Unfortunately, heating doesn’t help much. On the shaft side you can pry the case with a screwdriver. But not on the differential side. An M6 bolt with a wing nut helps as a spreader. There are two bosses cast onto these halves of the gearbox, for this purpose.
You can now separate the halves a bit until the bearing is stuck at the top. Spread and slide the circlip, until it clears the groove in the bearing. The case halves now come apart. The difficulty of this procedure depends on the amount of rust on the fixing pins.
…Driving out the hollow spring pins of the shift forks is easier than unscrewing the shift fork block completely. And above all, for the assembly you have to drive them out anyway. I did it the other way around, first screwing and then driving…
If you have knocked out the pins, you can pull the selector shafts and take the transmission shafts with the shift forks out of the half of the housing.
And then completely disassemble the shafts for examining.
When disassembling the shaft, always be careful not to fly off the small sliding pieces for locking the shift sleeves. Otherwise it’s a nasty thing and you can’t reassemble the gearbox.

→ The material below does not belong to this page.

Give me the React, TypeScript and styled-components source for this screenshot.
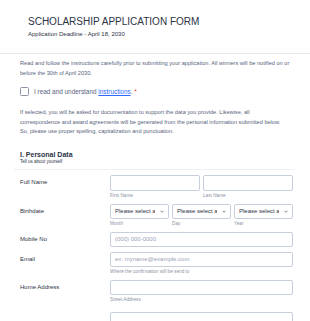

…The 2nd gear synchro ring was defective, I had already suspected it. It’s broken as you can see in the picture…
…if you overhaul your drive unit, you should open the gearbox, possibly replace the spring washers or bend some yourself and turn them by 120° so that the worn areas in the shift sleeve carrier are no longer used…
Just backwards compared to disassembly, sealing is done with silicone sealant, look for tightening torque specifications…[/quote]
You can install a lower final drive, which will shorten all the gears and improve acceleration.
It would be a bit simpler than an entire gearset change.
Be aware that lowering all gears means your cruising rpm at 80-100km/h will increase (along with fuel consumption). So not the best solution if you’re doing a lot of distance driving.